'''

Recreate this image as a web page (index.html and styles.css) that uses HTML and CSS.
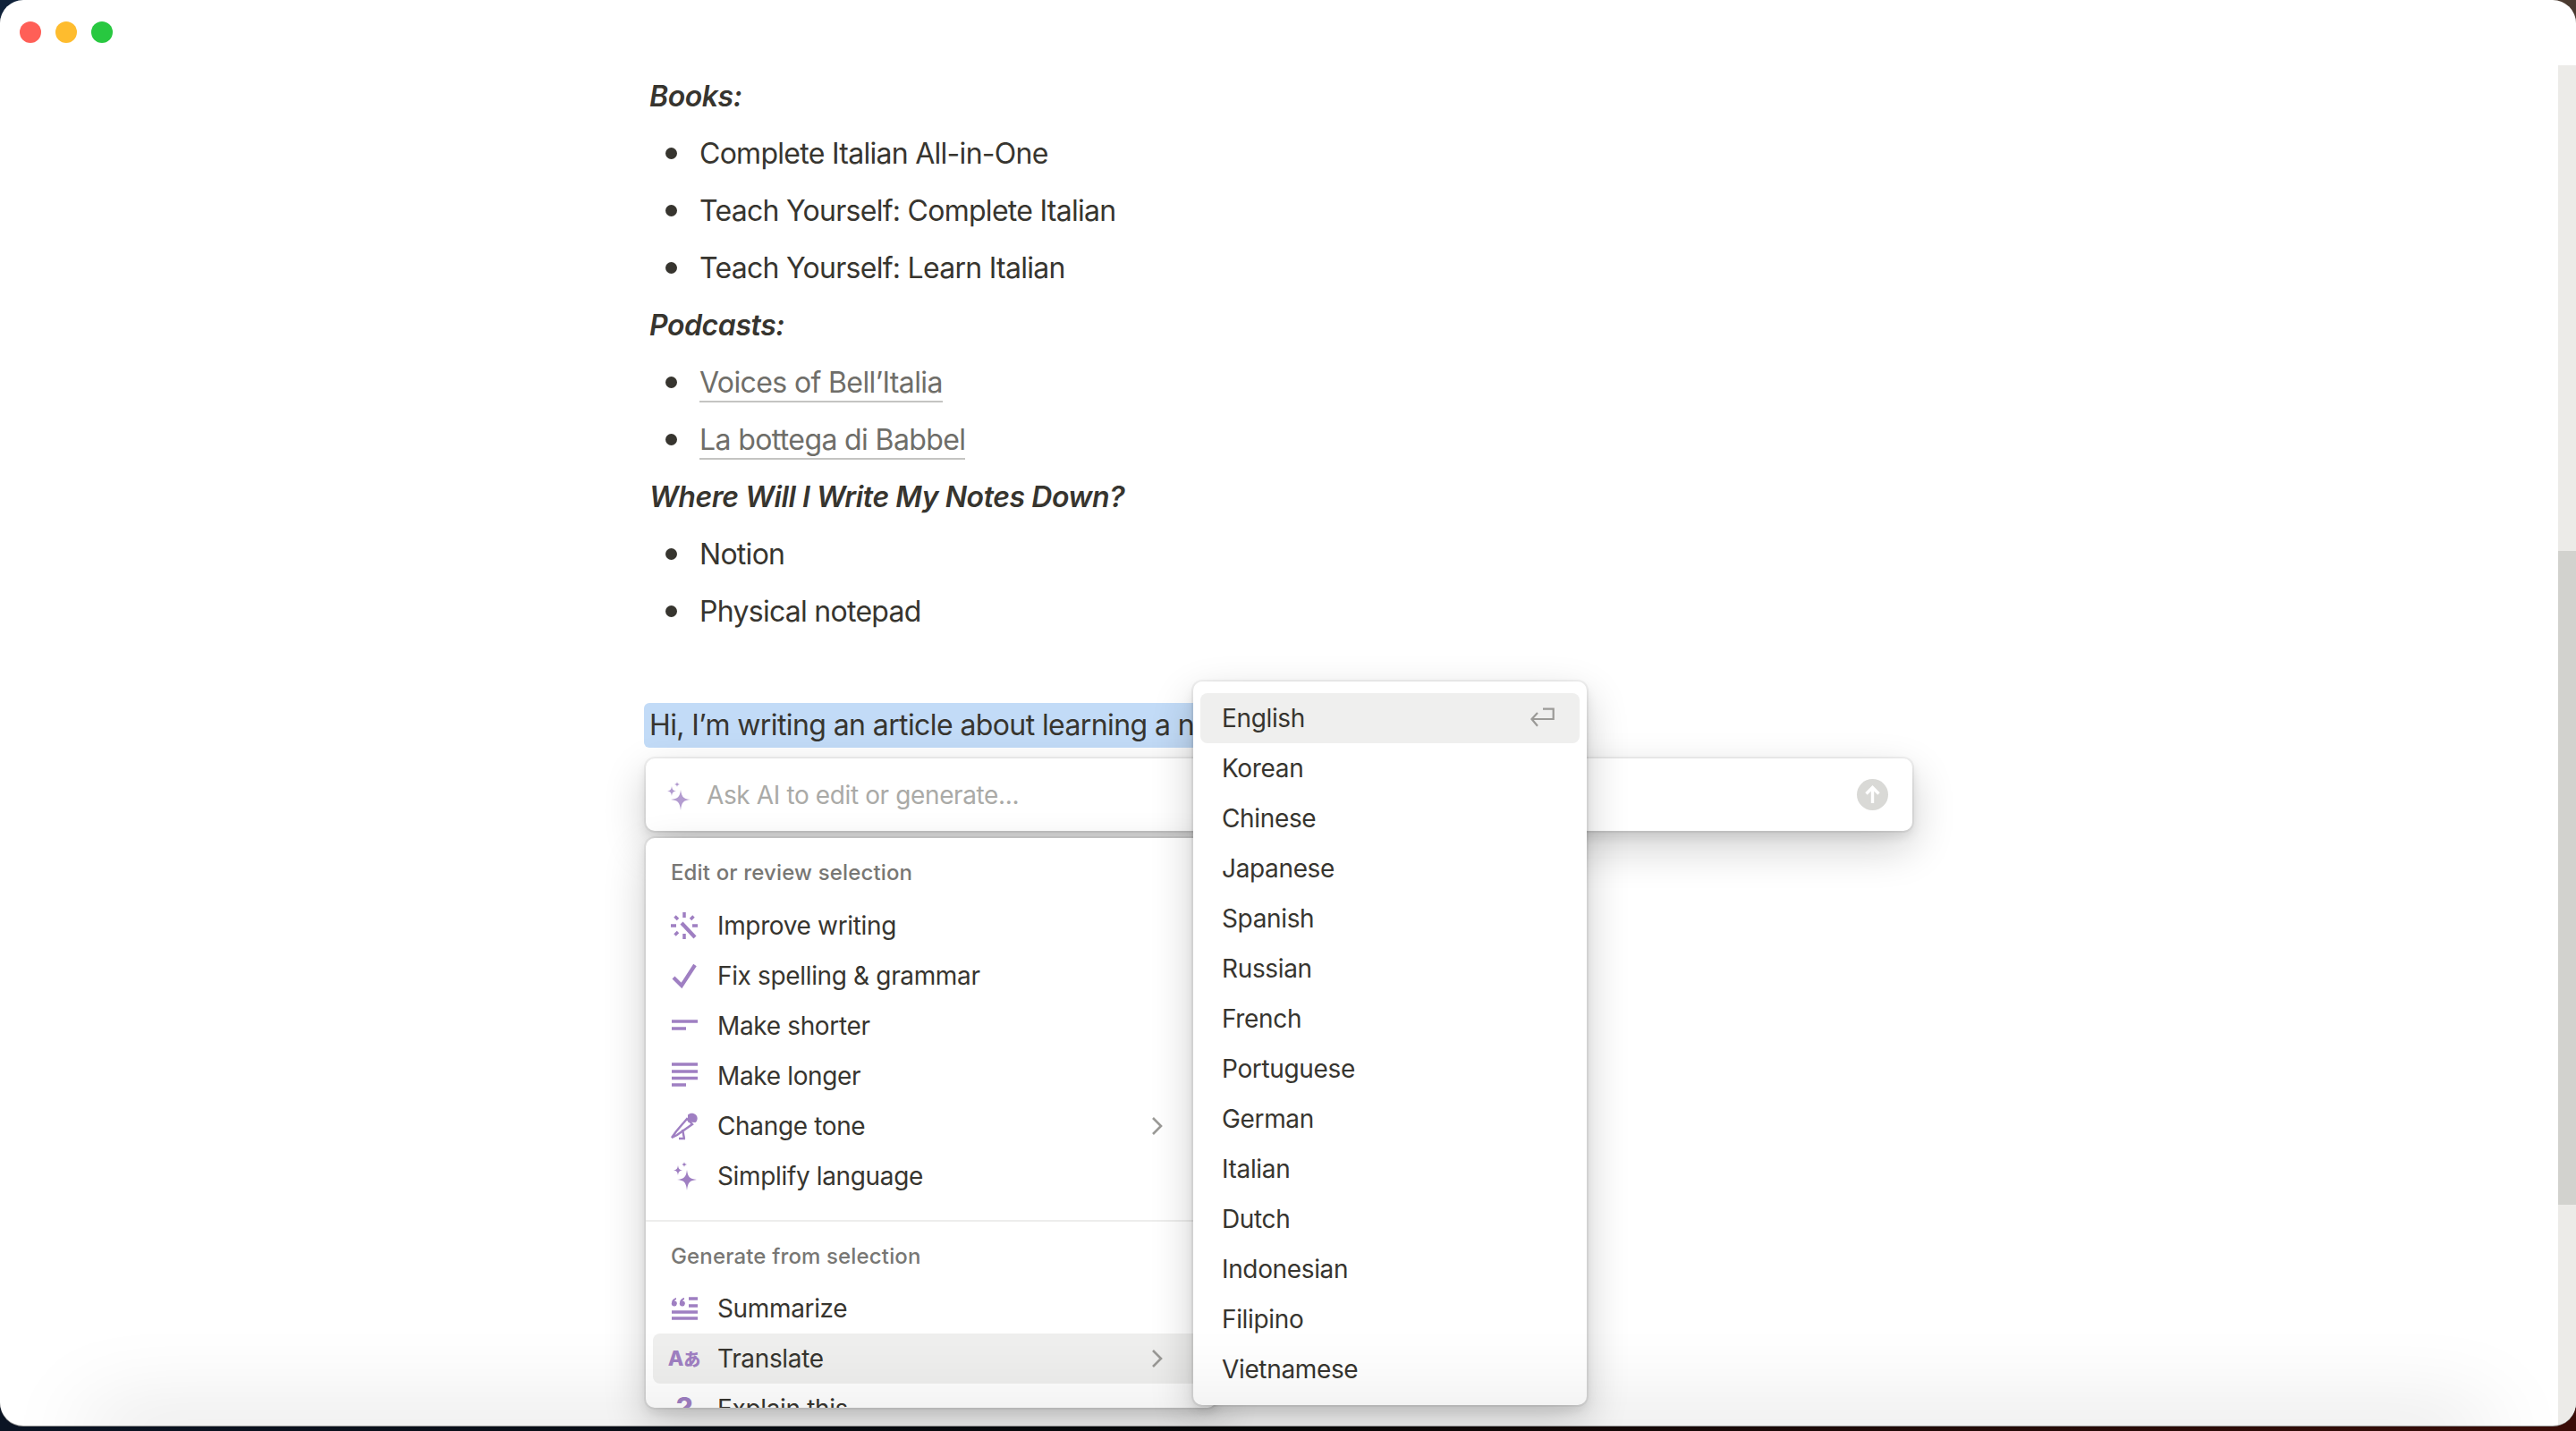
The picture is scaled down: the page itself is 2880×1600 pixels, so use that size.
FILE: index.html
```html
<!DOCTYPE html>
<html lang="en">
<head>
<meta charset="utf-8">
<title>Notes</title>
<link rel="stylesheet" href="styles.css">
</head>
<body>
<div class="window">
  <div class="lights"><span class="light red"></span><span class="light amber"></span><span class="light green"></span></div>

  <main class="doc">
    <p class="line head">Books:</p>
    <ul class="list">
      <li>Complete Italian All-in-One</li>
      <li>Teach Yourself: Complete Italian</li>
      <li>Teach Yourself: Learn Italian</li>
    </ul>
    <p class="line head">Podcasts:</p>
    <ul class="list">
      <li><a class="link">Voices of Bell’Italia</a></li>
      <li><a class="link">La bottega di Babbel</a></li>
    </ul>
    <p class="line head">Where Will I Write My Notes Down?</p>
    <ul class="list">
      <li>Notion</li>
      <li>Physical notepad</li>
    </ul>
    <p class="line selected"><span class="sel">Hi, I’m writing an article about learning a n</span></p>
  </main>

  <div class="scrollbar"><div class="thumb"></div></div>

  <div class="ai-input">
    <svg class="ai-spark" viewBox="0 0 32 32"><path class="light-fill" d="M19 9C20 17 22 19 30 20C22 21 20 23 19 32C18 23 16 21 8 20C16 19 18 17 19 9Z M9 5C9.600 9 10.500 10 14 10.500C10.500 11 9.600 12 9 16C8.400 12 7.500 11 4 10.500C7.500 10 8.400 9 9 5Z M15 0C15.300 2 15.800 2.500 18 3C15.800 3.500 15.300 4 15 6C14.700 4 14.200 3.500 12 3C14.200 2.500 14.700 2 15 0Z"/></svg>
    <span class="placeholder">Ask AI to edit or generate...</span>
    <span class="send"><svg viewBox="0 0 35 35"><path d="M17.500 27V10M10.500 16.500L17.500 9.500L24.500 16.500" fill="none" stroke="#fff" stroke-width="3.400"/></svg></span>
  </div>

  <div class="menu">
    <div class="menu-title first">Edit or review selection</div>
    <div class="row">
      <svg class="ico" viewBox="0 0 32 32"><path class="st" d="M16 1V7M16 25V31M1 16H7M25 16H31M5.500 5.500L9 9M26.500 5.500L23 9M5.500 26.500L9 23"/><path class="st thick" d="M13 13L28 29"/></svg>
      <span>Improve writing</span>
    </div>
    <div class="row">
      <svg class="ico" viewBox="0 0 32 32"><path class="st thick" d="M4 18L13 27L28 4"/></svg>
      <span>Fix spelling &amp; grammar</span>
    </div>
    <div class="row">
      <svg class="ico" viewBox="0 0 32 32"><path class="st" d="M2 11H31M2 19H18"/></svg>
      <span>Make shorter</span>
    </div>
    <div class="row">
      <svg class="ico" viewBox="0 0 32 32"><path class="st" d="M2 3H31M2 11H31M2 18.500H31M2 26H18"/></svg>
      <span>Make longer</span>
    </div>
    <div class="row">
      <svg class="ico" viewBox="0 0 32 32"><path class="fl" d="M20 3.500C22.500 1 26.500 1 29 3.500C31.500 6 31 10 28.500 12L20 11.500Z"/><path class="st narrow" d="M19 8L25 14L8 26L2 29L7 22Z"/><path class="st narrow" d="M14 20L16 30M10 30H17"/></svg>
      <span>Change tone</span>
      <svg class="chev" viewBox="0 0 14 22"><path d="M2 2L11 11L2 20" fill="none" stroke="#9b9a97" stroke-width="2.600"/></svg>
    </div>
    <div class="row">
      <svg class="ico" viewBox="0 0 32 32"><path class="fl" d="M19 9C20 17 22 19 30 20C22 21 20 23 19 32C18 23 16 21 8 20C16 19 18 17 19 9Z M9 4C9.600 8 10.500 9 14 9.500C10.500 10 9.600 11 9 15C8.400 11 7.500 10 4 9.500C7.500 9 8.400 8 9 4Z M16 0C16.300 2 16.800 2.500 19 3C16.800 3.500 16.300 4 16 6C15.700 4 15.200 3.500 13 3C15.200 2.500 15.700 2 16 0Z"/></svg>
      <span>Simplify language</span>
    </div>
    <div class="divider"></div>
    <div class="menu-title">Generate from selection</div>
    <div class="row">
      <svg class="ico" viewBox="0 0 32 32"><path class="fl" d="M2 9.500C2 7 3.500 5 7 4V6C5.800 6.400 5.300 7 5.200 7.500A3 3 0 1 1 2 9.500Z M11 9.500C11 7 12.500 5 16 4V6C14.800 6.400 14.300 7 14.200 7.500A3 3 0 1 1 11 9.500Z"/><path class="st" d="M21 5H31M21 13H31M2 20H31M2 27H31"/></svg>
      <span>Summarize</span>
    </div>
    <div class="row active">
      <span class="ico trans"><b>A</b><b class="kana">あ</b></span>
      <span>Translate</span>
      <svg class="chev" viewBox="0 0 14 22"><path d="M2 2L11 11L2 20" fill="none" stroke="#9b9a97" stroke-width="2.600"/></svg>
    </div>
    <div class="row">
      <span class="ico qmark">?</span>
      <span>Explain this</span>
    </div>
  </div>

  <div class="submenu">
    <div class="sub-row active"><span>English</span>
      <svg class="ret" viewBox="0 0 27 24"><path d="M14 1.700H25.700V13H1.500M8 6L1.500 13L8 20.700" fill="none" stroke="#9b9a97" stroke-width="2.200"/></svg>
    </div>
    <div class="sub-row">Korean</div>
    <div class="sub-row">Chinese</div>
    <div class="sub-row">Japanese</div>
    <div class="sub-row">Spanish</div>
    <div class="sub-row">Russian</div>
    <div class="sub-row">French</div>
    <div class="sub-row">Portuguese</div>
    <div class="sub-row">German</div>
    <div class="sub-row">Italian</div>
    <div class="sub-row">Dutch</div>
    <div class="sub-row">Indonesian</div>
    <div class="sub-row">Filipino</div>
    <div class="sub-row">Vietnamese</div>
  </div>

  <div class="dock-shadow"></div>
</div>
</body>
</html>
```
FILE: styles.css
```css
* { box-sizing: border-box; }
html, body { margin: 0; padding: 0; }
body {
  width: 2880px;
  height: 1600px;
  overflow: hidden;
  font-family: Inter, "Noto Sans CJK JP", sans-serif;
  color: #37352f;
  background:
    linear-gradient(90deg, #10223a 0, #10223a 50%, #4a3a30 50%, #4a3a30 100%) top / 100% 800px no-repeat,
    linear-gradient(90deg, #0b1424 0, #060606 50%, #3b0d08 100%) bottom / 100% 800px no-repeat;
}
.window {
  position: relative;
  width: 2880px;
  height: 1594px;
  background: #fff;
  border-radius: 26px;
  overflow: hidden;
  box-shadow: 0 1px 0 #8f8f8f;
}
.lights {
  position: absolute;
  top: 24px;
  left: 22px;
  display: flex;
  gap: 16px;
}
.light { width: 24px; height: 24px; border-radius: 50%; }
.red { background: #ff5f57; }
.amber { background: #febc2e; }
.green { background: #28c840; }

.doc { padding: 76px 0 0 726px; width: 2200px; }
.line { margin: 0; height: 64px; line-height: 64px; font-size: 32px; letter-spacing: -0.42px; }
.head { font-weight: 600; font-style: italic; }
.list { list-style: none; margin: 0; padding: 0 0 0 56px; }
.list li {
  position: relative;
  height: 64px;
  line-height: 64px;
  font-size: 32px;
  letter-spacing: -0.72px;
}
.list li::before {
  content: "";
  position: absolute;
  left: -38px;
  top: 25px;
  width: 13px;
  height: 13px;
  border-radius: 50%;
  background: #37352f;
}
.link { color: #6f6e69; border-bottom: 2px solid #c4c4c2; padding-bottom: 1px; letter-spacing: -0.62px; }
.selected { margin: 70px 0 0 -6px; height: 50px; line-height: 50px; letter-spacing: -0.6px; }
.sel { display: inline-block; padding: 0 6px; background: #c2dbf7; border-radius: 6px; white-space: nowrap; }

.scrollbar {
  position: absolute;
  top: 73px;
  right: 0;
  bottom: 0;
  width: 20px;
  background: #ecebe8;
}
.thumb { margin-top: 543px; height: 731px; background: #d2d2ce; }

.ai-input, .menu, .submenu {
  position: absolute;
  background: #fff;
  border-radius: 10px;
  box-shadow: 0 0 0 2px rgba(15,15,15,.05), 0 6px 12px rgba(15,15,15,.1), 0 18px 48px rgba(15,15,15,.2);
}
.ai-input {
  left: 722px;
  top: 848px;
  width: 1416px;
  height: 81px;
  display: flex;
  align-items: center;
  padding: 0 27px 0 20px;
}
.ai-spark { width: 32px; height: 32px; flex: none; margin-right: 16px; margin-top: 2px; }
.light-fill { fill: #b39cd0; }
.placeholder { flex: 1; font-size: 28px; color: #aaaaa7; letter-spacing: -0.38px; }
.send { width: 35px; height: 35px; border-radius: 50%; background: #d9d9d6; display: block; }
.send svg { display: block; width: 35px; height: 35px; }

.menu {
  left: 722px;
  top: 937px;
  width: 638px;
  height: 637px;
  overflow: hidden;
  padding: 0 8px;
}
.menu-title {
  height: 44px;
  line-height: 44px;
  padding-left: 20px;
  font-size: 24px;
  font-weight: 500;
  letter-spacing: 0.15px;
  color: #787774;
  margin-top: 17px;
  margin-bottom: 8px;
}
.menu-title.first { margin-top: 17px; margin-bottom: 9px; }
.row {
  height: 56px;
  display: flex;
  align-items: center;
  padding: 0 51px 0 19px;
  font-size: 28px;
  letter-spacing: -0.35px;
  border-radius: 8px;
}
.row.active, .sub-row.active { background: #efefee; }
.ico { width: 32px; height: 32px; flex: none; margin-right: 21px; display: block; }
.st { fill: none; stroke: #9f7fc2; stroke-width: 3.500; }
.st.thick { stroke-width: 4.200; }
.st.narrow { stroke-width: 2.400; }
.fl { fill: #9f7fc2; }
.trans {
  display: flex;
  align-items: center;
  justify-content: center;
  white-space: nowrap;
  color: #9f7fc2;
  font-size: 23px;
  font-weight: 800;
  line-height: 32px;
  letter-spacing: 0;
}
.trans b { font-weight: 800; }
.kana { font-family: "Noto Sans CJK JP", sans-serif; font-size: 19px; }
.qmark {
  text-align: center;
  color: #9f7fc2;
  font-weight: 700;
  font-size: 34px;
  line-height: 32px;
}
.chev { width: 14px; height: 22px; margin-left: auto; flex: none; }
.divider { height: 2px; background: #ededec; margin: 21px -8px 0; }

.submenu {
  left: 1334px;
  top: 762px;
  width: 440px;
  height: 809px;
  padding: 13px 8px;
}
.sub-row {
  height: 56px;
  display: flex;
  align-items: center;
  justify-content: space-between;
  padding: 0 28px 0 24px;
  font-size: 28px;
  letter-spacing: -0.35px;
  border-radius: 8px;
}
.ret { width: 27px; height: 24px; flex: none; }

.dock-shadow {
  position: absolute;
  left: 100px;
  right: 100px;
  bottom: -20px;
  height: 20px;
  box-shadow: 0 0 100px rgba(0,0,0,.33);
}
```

'''

#### Problem requirements
Pick out the lines that include the word "size" and write them out.

#### Output of the exercise
The picture is scaled down: the page itself is 2880×1600 pixels, so use that size.
.line { margin: 0; height: 64px; line-height: 64px; font-size: 32px; letter-spacing: -0.42px; }
  font-size: 32px;
.placeholder { flex: 1; font-size: 28px; color: #aaaaa7; letter-spacing: -0.38px; }
  font-size: 24px;
  font-size: 28px;
  font-size: 23px;
.kana { font-family: "Noto Sans CJK JP", sans-serif; font-size: 19px; }
  font-size: 34px;
  font-size: 28px;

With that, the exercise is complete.